DATA LINES:
BEGIN

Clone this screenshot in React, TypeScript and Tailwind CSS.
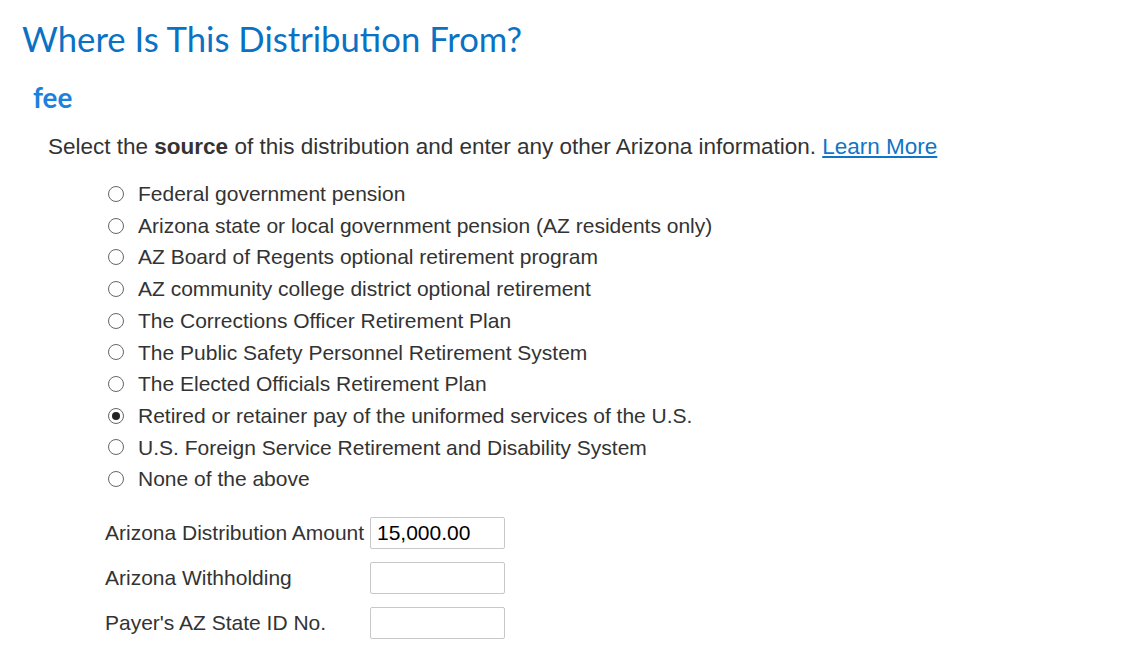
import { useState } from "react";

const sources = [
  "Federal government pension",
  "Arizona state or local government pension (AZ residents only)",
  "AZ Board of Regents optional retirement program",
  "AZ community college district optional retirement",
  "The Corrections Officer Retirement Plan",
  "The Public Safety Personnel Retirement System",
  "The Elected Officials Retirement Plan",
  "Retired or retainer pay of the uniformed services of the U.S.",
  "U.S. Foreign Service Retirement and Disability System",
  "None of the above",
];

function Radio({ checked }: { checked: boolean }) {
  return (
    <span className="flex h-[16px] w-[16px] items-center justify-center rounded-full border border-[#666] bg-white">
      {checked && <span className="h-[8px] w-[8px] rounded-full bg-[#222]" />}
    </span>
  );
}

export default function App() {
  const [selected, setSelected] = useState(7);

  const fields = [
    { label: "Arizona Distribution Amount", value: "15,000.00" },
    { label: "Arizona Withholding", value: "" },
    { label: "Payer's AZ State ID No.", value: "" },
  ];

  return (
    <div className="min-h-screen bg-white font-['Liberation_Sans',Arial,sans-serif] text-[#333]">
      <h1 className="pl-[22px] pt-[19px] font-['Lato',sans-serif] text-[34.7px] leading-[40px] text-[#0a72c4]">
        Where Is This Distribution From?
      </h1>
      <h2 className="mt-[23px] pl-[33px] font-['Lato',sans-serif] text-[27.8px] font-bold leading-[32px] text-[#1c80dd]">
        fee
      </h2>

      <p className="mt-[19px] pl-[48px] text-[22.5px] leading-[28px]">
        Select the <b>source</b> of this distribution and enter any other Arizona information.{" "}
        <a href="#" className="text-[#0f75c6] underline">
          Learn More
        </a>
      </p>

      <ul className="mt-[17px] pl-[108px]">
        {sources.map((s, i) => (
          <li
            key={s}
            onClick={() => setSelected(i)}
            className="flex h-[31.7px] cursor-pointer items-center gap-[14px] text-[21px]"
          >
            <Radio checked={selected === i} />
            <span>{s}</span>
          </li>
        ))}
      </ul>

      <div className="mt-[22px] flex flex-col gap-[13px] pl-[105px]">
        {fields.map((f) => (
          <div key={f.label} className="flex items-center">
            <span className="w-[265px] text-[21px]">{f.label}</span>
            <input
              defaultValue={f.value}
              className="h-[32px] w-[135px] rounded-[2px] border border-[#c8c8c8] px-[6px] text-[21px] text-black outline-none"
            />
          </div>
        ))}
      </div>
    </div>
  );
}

END

YOUR OBJECTIVE:
Pictures are excluded; copy all other data exactly as shown.

SOLUTION TO THE EXERCISE:
Clone this screenshot in React, TypeScript and Tailwind CSS.
import { useState } from "react";

const sources = [
  "Federal government pension",
  "Arizona state or local government pension (AZ residents only)",
  "AZ Board of Regents optional retirement program",
  "AZ community college district optional retirement",
  "The Corrections Officer Retirement Plan",
  "The Public Safety Personnel Retirement System",
  "The Elected Officials Retirement Plan",
  "Retired or retainer pay of the uniformed services of the U.S.",
  "U.S. Foreign Service Retirement and Disability System",
  "None of the above",
];

function Radio({ checked }: { checked: boolean }) {
  return (
    <span className="flex h-[16px] w-[16px] items-center justify-center rounded-full border border-[#666] bg-white">
      {checked && <span className="h-[8px] w-[8px] rounded-full bg-[#222]" />}
    </span>
  );
}

export default function App() {
  const [selected, setSelected] = useState(7);

  const fields = [
    { label: "Arizona Distribution Amount", value: "15,000.00" },
    { label: "Arizona Withholding", value: "" },
    { label: "Payer's AZ State ID No.", value: "" },
  ];

  return (
    <div className="min-h-screen bg-white font-['Liberation_Sans',Arial,sans-serif] text-[#333]">
      <h1 className="pl-[22px] pt-[19px] font-['Lato',sans-serif] text-[34.7px] leading-[40px] text-[#0a72c4]">
        Where Is This Distribution From?
      </h1>
      <h2 className="mt-[23px] pl-[33px] font-['Lato',sans-serif] text-[27.8px] font-bold leading-[32px] text-[#1c80dd]">
        fee
      </h2>

      <p className="mt-[19px] pl-[48px] text-[22.5px] leading-[28px]">
        Select the <b>source</b> of this distribution and enter any other Arizona information.{" "}
        <a href="#" className="text-[#0f75c6] underline">
          Learn More
        </a>
      </p>

      <ul className="mt-[17px] pl-[108px]">
        {sources.map((s, i) => (
          <li
            key={s}
            onClick={() => setSelected(i)}
            className="flex h-[31.7px] cursor-pointer items-center gap-[14px] text-[21px]"
          >
            <Radio checked={selected === i} />
            <span>{s}</span>
          </li>
        ))}
      </ul>

      <div className="mt-[22px] flex flex-col gap-[13px] pl-[105px]">
        {fields.map((f) => (
          <div key={f.label} className="flex items-center">
            <span className="w-[265px] text-[21px]">{f.label}</span>
            <input
              defaultValue={f.value}
              className="h-[32px] w-[135px] rounded-[2px] border border-[#c8c8c8] px-[6px] text-[21px] text-black outline-none"
            />
          </div>
        ))}
      </div>
    </div>
  );
}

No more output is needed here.